Researchers at the University of Pittsburgh have used ultrasound and microbubbles to effectively deliver gene therapy into cells. The details of the technique – known as sonoporation – have been published in the journal, Proceedings of the National Academy of Sciences (PNAS).
“We can use ultrasound energy in combination with small, gas-filled bubbles to selectively open up cells to allow the delivery of therapeutic agents,” said Journal Dr. Brandon Helfield, postdoctoral fellow at the Center for Ultrasound Molecular Imaging and Therapeutics at the University of Pittsburg Medical Center (UPMC), and the study’s lead author. “With a focused ultrasound beam, this approach lets us tune this delivery to the precise location of disease while sparing healthy tissue. Our study looks at some of the biophysics at play and helps us get closer to refining this technique as a clinical tool.”

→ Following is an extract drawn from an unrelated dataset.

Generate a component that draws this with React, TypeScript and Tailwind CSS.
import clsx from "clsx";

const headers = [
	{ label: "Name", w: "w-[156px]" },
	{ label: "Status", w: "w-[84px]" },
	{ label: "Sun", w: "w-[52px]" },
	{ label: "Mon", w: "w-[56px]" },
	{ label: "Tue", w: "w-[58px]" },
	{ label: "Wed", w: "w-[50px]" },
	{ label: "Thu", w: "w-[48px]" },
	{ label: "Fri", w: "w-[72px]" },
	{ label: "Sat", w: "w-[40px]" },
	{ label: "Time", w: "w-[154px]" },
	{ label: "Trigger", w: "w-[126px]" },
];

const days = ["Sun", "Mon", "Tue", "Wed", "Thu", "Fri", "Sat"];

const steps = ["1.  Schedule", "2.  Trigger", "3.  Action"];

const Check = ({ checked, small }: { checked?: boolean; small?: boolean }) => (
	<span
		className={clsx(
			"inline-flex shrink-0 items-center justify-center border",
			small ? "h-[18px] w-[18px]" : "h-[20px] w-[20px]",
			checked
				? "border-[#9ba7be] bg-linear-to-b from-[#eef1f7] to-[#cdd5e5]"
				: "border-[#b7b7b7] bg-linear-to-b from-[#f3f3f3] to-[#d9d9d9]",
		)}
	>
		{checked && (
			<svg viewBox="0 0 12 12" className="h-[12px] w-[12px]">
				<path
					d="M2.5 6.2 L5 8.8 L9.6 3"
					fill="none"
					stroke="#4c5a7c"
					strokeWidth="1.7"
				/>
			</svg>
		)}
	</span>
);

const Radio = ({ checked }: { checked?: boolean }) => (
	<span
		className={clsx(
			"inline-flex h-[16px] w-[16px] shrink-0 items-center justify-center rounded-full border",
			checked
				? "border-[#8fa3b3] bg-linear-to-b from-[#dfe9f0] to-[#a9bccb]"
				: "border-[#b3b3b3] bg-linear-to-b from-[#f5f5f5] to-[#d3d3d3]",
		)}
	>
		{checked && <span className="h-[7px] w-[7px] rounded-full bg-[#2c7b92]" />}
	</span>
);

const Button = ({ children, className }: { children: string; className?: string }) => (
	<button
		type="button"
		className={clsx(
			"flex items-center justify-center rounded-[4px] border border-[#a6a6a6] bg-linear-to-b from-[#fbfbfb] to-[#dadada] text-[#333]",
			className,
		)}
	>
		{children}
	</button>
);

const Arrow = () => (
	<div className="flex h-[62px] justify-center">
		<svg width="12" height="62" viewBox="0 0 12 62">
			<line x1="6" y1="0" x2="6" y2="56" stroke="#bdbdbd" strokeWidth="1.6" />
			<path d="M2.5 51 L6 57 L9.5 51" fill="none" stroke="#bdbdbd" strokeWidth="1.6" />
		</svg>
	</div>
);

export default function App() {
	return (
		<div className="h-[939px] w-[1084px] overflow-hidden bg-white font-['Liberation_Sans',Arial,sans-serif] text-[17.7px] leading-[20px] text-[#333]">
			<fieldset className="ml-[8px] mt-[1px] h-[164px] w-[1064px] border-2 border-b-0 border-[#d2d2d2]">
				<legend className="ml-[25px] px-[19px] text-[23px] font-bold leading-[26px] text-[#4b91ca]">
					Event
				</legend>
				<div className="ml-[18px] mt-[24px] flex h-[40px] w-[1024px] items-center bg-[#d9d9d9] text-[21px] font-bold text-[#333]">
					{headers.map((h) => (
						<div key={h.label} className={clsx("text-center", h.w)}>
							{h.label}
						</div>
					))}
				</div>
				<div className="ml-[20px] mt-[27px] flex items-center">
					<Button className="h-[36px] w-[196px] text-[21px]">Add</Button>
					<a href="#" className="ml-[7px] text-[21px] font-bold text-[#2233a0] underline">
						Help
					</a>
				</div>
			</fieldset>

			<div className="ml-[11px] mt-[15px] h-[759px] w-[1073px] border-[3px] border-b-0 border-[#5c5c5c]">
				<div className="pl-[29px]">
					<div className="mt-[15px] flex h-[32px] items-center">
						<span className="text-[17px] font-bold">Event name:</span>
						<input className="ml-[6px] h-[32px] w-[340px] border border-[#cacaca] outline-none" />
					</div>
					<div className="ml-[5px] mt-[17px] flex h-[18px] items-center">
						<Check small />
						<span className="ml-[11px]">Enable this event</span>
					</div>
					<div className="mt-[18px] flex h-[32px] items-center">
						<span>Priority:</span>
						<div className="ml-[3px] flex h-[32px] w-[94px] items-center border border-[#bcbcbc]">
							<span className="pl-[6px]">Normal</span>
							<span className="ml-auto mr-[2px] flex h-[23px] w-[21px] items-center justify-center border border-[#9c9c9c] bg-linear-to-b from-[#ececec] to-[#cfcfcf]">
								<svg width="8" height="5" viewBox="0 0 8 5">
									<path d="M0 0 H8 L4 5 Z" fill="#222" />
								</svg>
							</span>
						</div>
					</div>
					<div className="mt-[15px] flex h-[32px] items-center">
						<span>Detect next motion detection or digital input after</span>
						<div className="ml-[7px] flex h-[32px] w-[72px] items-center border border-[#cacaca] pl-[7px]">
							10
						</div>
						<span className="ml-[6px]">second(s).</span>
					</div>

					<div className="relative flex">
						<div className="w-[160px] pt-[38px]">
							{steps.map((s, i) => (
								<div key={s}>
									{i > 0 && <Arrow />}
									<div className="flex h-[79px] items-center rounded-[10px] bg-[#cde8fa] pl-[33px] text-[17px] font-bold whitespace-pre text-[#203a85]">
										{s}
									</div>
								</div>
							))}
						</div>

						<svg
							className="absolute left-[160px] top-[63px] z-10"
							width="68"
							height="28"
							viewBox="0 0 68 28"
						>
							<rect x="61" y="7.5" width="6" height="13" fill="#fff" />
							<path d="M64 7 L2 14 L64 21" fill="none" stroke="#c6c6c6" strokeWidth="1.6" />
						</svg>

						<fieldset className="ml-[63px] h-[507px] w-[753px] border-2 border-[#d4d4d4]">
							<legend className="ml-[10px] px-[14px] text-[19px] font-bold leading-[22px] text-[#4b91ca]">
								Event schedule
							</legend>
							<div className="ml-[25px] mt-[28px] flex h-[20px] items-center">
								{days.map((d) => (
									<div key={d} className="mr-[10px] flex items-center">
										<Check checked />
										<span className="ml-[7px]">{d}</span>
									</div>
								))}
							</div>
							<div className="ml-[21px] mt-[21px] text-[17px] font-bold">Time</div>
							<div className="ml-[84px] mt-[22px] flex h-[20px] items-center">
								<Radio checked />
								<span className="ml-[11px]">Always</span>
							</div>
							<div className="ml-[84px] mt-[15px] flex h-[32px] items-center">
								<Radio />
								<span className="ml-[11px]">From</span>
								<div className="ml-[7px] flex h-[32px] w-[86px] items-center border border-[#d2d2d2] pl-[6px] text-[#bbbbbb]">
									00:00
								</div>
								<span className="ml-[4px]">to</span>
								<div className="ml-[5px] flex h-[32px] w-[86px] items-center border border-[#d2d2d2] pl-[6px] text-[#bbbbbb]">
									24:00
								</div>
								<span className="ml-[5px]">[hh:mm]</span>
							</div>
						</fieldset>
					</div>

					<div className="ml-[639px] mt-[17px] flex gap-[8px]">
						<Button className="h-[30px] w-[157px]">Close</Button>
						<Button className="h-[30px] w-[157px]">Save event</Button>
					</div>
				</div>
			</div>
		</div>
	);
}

Viruses are most often used as vectors to deliver gene therapy into cells, however this method can cause severe inflammatory immune system reactions. In order to develop a gene delivery method with less potential side effects, Helfield and his colleagues used intravascular microbubbles which can be induced to release their gene payload by the application of directed ultrasound energy.
To study the biophysics of sonoporation, the researchers developed the first ultrafast imaging camera in North America, capable of capturing images at up to 25 million frames per second. Using this camera, they were able to determine the minimum amount of shear stress generated by the oscillating bubbles capable of causing small perforations in the target cell membrane. Once formed, these pores allow the gene therapy to enter the cell.

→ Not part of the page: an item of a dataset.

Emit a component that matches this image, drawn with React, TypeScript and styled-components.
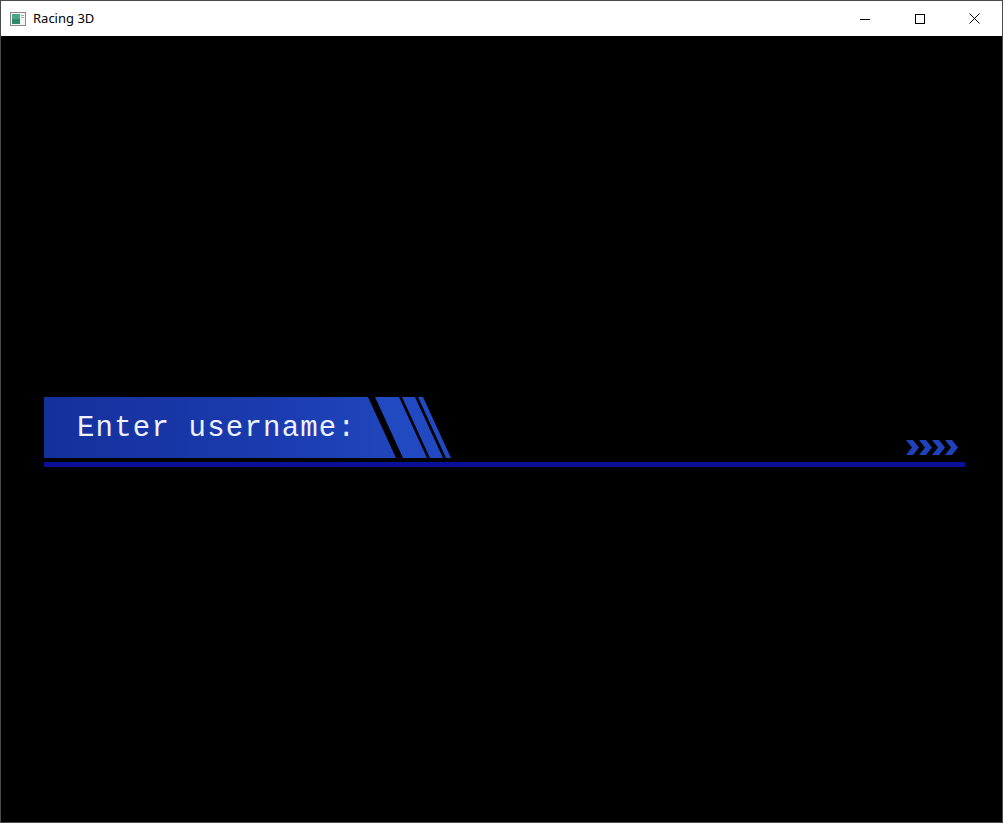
import React from "react";
import styled, { createGlobalStyle } from "styled-components";

const Global = createGlobalStyle`
  html, body { margin: 0; padding: 0; background: #000; }
  #root { width: 1003px; height: 823px; }
  * { box-sizing: border-box; }
`;

const Frame = styled.div`
  width: 1003px;
  height: 823px;
  display: flex;
  flex-direction: column;
  border: 1px solid #4a4a4a;
  background: #000;
  overflow: hidden;
`;

const TitleBar = styled.div`
  height: 35px;
  flex: none;
  background: #fff;
  display: flex;
  align-items: center;
`;

const AppIcon = styled.svg`
  width: 16px;
  height: 16px;
  margin-left: 9px;
  margin-right: 7px;
`;

const Title = styled.span`
  font-family: "Noto Sans", "Liberation Sans", sans-serif;
  font-size: 13px;
  color: #000;
  flex: 1;
  margin-top: -1px;
`;

const Controls = styled.div`
  display: flex;
  height: 100%;
`;

const ControlButton = styled.div`
  width: 55px;
  height: 100%;
  display: flex;
  align-items: center;
  justify-content: center;
`;

const Viewport = styled.div`
  flex: 1;
  background: #000;
  padding: 361px 37px 0 43px;
  display: flex;
  flex-direction: column;
`;

const BannerRow = styled.div`
  height: 61px;
  display: flex;
  align-items: stretch;
  padding-right: 7px;
`;

const Plate = styled.div`
  width: 352px;
  height: 61px;
  flex: none;
  background: linear-gradient(90deg, #14309b 0%, #1a3aad 60%, #2046bd 100%);
  clip-path: polygon(0 0, 324px 0, 352px 100%, 0 100%);
  display: flex;
  align-items: center;
  padding-left: 33px;
  padding-top: 1px;
`;

const Label = styled.span`
  font-family: "Liberation Mono", "DejaVu Sans Mono", monospace;
  font-size: 29px;
  letter-spacing: 1.2px;
  color: #eef1ff;
  white-space: pre;
`;

const Stripes = styled.svg`
  flex: none;
  margin-left: -21px;
`;

const Spacer = styled.div`
  flex: 1;
`;

const Chevrons = styled.svg`
  flex: none;
  align-self: flex-end;
  margin-bottom: 3px;
`;

const Rule = styled.div`
  margin-top: 4px;
  height: 5px;
  width: 921px;
  background: #0a1198;
`;

export default function App() {
  return (
    <>
      <Global />
      <Frame>
        <TitleBar>
          <AppIcon viewBox="0 0 16 16">
            <rect x="0.5" y="1.5" width="15" height="13" fill="#f4f4f4" stroke="#8a8a8a" />
            <rect x="2" y="3" width="8" height="10" fill="#2e8a6a" />
            <rect x="2" y="3" width="8" height="5" fill="#4da58a" />
            <rect x="11" y="4" width="3" height="1" fill="#9ab" />
            <rect x="11" y="6" width="3" height="1" fill="#9ab" />
          </AppIcon>
          <Title>Racing 3D</Title>
          <Controls>
            <ControlButton>
              <svg width="10" height="10" viewBox="0 0 10 10">
                <line x1="0" y1="5.5" x2="10" y2="5.5" stroke="#000" strokeWidth="1" />
              </svg>
            </ControlButton>
            <ControlButton>
              <svg width="10" height="10" viewBox="0 0 10 10">
                <rect x="0.5" y="0.5" width="9" height="9" fill="none" stroke="#000" strokeWidth="1" />
              </svg>
            </ControlButton>
            <ControlButton>
              <svg width="11" height="11" viewBox="0 0 11 11">
                <path d="M0.5 0.5 L10.5 10.5 M10.5 0.5 L0.5 10.5" stroke="#000" strokeWidth="1" />
              </svg>
            </ControlButton>
          </Controls>
        </TitleBar>
        <Viewport>
          <BannerRow>
            <Plate>
              <Label>Enter username:</Label>
            </Plate>
            <Stripes width="76" height="61" viewBox="0 0 76 61">
              <polygon points="0,0 24,0 52,61 28,61" fill="#2149c2" />
              <polygon points="27,0 40,0 68,61 55,61" fill="#2149c2" />
              <polygon points="43,0 48,0 76,61 71,61" fill="#2149c2" />
            </Stripes>
            <Spacer />
            <Chevrons width="52" height="15" viewBox="0 0 52 15">
              {[0, 13, 26, 39].map((x) => (
                <polygon
                  key={x}
                  points={`${x},0 ${x + 7},0 ${x + 13},7.5 ${x + 7},15 ${x},15 ${x + 6},7.5`}
                  fill="#1f42bb"
                />
              ))}
            </Chevrons>
          </BannerRow>
          <Rule />
        </Viewport>
      </Frame>
    </>
  );
}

“By allowing us to actually see the microbubbles vibrating at millions of times per second, our unique camera enabled us to determine that microbubble-induced shear stress is the critical factor for sonoporation,” said Dr. Xucai Chen, research associate professor of medicine, Pitt Division of Cardiology, and Pittsburgh Heart, Lung and Blood Vascular Medicine Institute. “This new information, in turn, will facilitate the intelligent design of treatment protocols and microbubble fabrication to preferentially cause the desired effect of opening nearby cells. It also gives us a starting point to investigate how cells cope with this treatment.”
The researchers were able to observe a single microbubble oscillating at one million times per second using their ultrafast imaging camera. Their data on sonoporation could eventually help others determine the optimal microbubble design and ultrasound amplitude for targeted gene therapy for clinical use.
“It’s critical for us to understand the biophysical mechanisms of sonoporation in order to translate this approach into an effective gene or drug delivery tool for patients,” said Dr. Flordeliza Villanueva, professor of medicine at Pitt, director of the Center for Ultrasound Molecular Imaging and Therapeutics, and the senior author of the investigation. “Building on the PNAS study, we are continuing to investigate how sonoporation affects the function of treated cells and to develop strategies to maximize its therapeutic effects.”